*What is needed*
Can you transcribe every line exactly and leave the pictures behind?
'''
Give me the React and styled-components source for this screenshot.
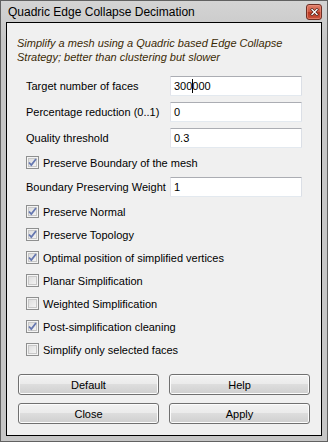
import React from "react";
import styled, { createGlobalStyle } from "styled-components";

const Global = createGlobalStyle`
  html, body { margin: 0; padding: 0; background: #c9c9c9; }
  * { box-sizing: border-box; }
`;

const Window = styled.div`
  width: 328px;
  height: 442px;
  border: 1px solid #616161;
  background: linear-gradient(#d4d4d4, #c6c6c6 40px, #c6c6c6);
  padding: 0 5px 5px 5px;
  display: flex;
  flex-direction: column;
  font-family: "Liberation Sans", Arial, sans-serif;
`;

const TitleBar = styled.div`
  height: 21px;
  flex: none;
  display: flex;
  align-items: center;
  padding-left: 2px;
`;

const Title = styled.div`
  font-size: 12px;
  color: #000;
  padding-top: 1px;
`;

const CloseBtn = styled.div`
  margin-left: auto;
  width: 16px;
  height: 16px;
  border: 1px solid #6e2e24;
  border-radius: 3px;
  background: linear-gradient(#e0806c, #cc5640 50%, #b83620 51%, #c9523c);
  box-shadow: inset 0 0 0 1px rgba(240, 150, 130, 0.6);
  display: flex;
  align-items: center;
  justify-content: center;
`;

const Client = styled.div`
  flex: 1;
  border: 1px solid #000;
  background: #f0f0f0;
  display: flex;
  flex-direction: column;
  padding: 13px 11px 0 10px;
  font-size: 11px;
  color: #000;
`;

const Description = styled.div`
  font-style: italic;
  line-height: 14px;
  color: #3b2a05;
  margin-bottom: 12px;
`;

const Form = styled.div`
  display: flex;
  flex-direction: column;
  gap: 6px;
  padding-left: 9px;
  padding-right: 8px;
`;

const FieldRow = styled.div`
  height: 20px;
  display: flex;
  align-items: center;
`;

const Label = styled.div`
  width: 144px;
  flex: none;
  white-space: nowrap;
`;

const Input = styled.div`
  flex: 1;
  height: 20px;
  background: #fff;
  border: 1px solid;
  border-color: #abadb3 #dbdfe6 #e3e9ef #e2e3ea;
  border-radius: 1px;
  padding: 0 3px;
  display: flex;
  align-items: center;
  white-space: nowrap;
`;

const Caret = styled.span`
  display: inline-block;
  width: 1px;
  height: 14px;
  margin-right: -1px;
  background: #000;
  position: relative;
  z-index: 1;
`;

const CheckRow = styled.div`
  height: 17px;
  display: flex;
  align-items: center;
  gap: 4px;
`;

const Box = styled.div`
  width: 13px;
  height: 13px;
  flex: none;
  border: 1px solid #8e8f8f;
  box-shadow: inset 0 0 0 1px #f4f4f4, inset 0 0 0 2px #c8c8c8;
  background-image: linear-gradient(135deg, #d8d8d8, #f9f9f9);
  position: relative;
`;

const Check = styled.svg`
  position: absolute;
  left: 0;
  top: 0;
`;

const Buttons = styled.div`
  margin-top: 16px;
  display: grid;
  grid-template-columns: 1fr 1fr;
  column-gap: 10px;
  row-gap: 8px;
  padding-left: 1px;
`;

const Button = styled.div`
  height: 21px;
  border: 1px solid #707070;
  border-radius: 3px;
  background: linear-gradient(#f2f2f2, #ebebeb 45%, #dddddd 50%, #cfcfcf);
  box-shadow: inset 0 0 0 1px #fcfcfc;
  display: flex;
  align-items: center;
  justify-content: center;
  font-size: 11px;
  color: #000;
`;

function CheckBox({ label, checked }) {
  return (
    <CheckRow>
      <Box>
        {checked && (
          <Check width="11" height="11" viewBox="0 0 11 11">
            <path d="M2 5.5 L4.3 8 L9 2" fill="none" stroke="#6577b0" strokeWidth="1.8" />
          </Check>
        )}
      </Box>
      <span>{label}</span>
    </CheckRow>
  );
}

function Field({ label, children }) {
  return (
    <FieldRow>
      <Label>{label}</Label>
      <Input>{children}</Input>
    </FieldRow>
  );
}

export default function App() {
  return (
    <>
      <Global />
      <Window>
        <TitleBar>
          <Title>Quadric Edge Collapse Decimation</Title>
          <CloseBtn>
            <svg width="9" height="8" viewBox="0 0 9 8">
              <path d="M2 1.5 L7 6.5 M7 1.5 L2 6.5" stroke="#4a2019" strokeWidth="2.6" strokeLinecap="square" />
              <path d="M2 1.5 L7 6.5 M7 1.5 L2 6.5" stroke="#fff" strokeWidth="1.3" strokeLinecap="square" />
            </svg>
          </CloseBtn>
        </TitleBar>
        <Client>
          <Description>
            Simplify a mesh using a Quadric based Edge Collapse
            <br />
            Strategy; better than clustering but slower
          </Description>
          <Form>
            <Field label="Target number of faces">
              300<Caret />000
            </Field>
            <Field label="Percentage reduction (0..1)">0</Field>
            <Field label="Quality threshold">0.3</Field>
            <CheckBox label="Preserve Boundary of the mesh" checked />
            <Field label="Boundary Preserving Weight">1</Field>
            <CheckBox label="Preserve Normal" checked />
            <CheckBox label="Preserve Topology" checked />
            <CheckBox label="Optimal position of simplified vertices" checked />
            <CheckBox label="Planar Simplification" />
            <CheckBox label="Weighted Simplification" />
            <CheckBox label="Post-simplification cleaning" checked />
            <CheckBox label="Simplify only selected faces" />
          </Form>
          <Buttons>
            <Button>Default</Button>
            <Button>Help</Button>
            <Button>Close</Button>
            <Button>Apply</Button>
          </Buttons>
        </Client>
      </Window>
    </>
  );
}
'''
*Solution*
Give me the React and styled-components source for this screenshot.
import React from "react";
import styled, { createGlobalStyle } from "styled-components";

const Global = createGlobalStyle`
  html, body { margin: 0; padding: 0; background: #c9c9c9; }
  * { box-sizing: border-box; }
`;

const Window = styled.div`
  width: 328px;
  height: 442px;
  border: 1px solid #616161;
  background: linear-gradient(#d4d4d4, #c6c6c6 40px, #c6c6c6);
  padding: 0 5px 5px 5px;
  display: flex;
  flex-direction: column;
  font-family: "Liberation Sans", Arial, sans-serif;
`;

const TitleBar = styled.div`
  height: 21px;
  flex: none;
  display: flex;
  align-items: center;
  padding-left: 2px;
`;

const Title = styled.div`
  font-size: 12px;
  color: #000;
  padding-top: 1px;
`;

const CloseBtn = styled.div`
  margin-left: auto;
  width: 16px;
  height: 16px;
  border: 1px solid #6e2e24;
  border-radius: 3px;
  background: linear-gradient(#e0806c, #cc5640 50%, #b83620 51%, #c9523c);
  box-shadow: inset 0 0 0 1px rgba(240, 150, 130, 0.6);
  display: flex;
  align-items: center;
  justify-content: center;
`;

const Client = styled.div`
  flex: 1;
  border: 1px solid #000;
  background: #f0f0f0;
  display: flex;
  flex-direction: column;
  padding: 13px 11px 0 10px;
  font-size: 11px;
  color: #000;
`;

const Description = styled.div`
  font-style: italic;
  line-height: 14px;
  color: #3b2a05;
  margin-bottom: 12px;
`;

const Form = styled.div`
  display: flex;
  flex-direction: column;
  gap: 6px;
  padding-left: 9px;
  padding-right: 8px;
`;

const FieldRow = styled.div`
  height: 20px;
  display: flex;
  align-items: center;
`;

const Label = styled.div`
  width: 144px;
  flex: none;
  white-space: nowrap;
`;

const Input = styled.div`
  flex: 1;
  height: 20px;
  background: #fff;
  border: 1px solid;
  border-color: #abadb3 #dbdfe6 #e3e9ef #e2e3ea;
  border-radius: 1px;
  padding: 0 3px;
  display: flex;
  align-items: center;
  white-space: nowrap;
`;

const Caret = styled.span`
  display: inline-block;
  width: 1px;
  height: 14px;
  margin-right: -1px;
  background: #000;
  position: relative;
  z-index: 1;
`;

const CheckRow = styled.div`
  height: 17px;
  display: flex;
  align-items: center;
  gap: 4px;
`;

const Box = styled.div`
  width: 13px;
  height: 13px;
  flex: none;
  border: 1px solid #8e8f8f;
  box-shadow: inset 0 0 0 1px #f4f4f4, inset 0 0 0 2px #c8c8c8;
  background-image: linear-gradient(135deg, #d8d8d8, #f9f9f9);
  position: relative;
`;

const Check = styled.svg`
  position: absolute;
  left: 0;
  top: 0;
`;

const Buttons = styled.div`
  margin-top: 16px;
  display: grid;
  grid-template-columns: 1fr 1fr;
  column-gap: 10px;
  row-gap: 8px;
  padding-left: 1px;
`;

const Button = styled.div`
  height: 21px;
  border: 1px solid #707070;
  border-radius: 3px;
  background: linear-gradient(#f2f2f2, #ebebeb 45%, #dddddd 50%, #cfcfcf);
  box-shadow: inset 0 0 0 1px #fcfcfc;
  display: flex;
  align-items: center;
  justify-content: center;
  font-size: 11px;
  color: #000;
`;

function CheckBox({ label, checked }) {
  return (
    <CheckRow>
      <Box>
        {checked && (
          <Check width="11" height="11" viewBox="0 0 11 11">
            <path d="M2 5.5 L4.3 8 L9 2" fill="none" stroke="#6577b0" strokeWidth="1.8" />
          </Check>
        )}
      </Box>
      <span>{label}</span>
    </CheckRow>
  );
}

function Field({ label, children }) {
  return (
    <FieldRow>
      <Label>{label}</Label>
      <Input>{children}</Input>
    </FieldRow>
  );
}

export default function App() {
  return (
    <>
      <Global />
      <Window>
        <TitleBar>
          <Title>Quadric Edge Collapse Decimation</Title>
          <CloseBtn>
            <svg width="9" height="8" viewBox="0 0 9 8">
              <path d="M2 1.5 L7 6.5 M7 1.5 L2 6.5" stroke="#4a2019" strokeWidth="2.6" strokeLinecap="square" />
              <path d="M2 1.5 L7 6.5 M7 1.5 L2 6.5" stroke="#fff" strokeWidth="1.3" strokeLinecap="square" />
            </svg>
          </CloseBtn>
        </TitleBar>
        <Client>
          <Description>
            Simplify a mesh using a Quadric based Edge Collapse
            <br />
            Strategy; better than clustering but slower
          </Description>
          <Form>
            <Field label="Target number of faces">
              300<Caret />000
            </Field>
            <Field label="Percentage reduction (0..1)">0</Field>
            <Field label="Quality threshold">0.3</Field>
            <CheckBox label="Preserve Boundary of the mesh" checked />
            <Field label="Boundary Preserving Weight">1</Field>
            <CheckBox label="Preserve Normal" checked />
            <CheckBox label="Preserve Topology" checked />
            <CheckBox label="Optimal position of simplified vertices" checked />
            <CheckBox label="Planar Simplification" />
            <CheckBox label="Weighted Simplification" />
            <CheckBox label="Post-simplification cleaning" checked />
            <CheckBox label="Simplify only selected faces" />
          </Form>
          <Buttons>
            <Button>Default</Button>
            <Button>Help</Button>
            <Button>Close</Button>
            <Button>Apply</Button>
          </Buttons>
        </Client>
      </Window>
    </>
  );
}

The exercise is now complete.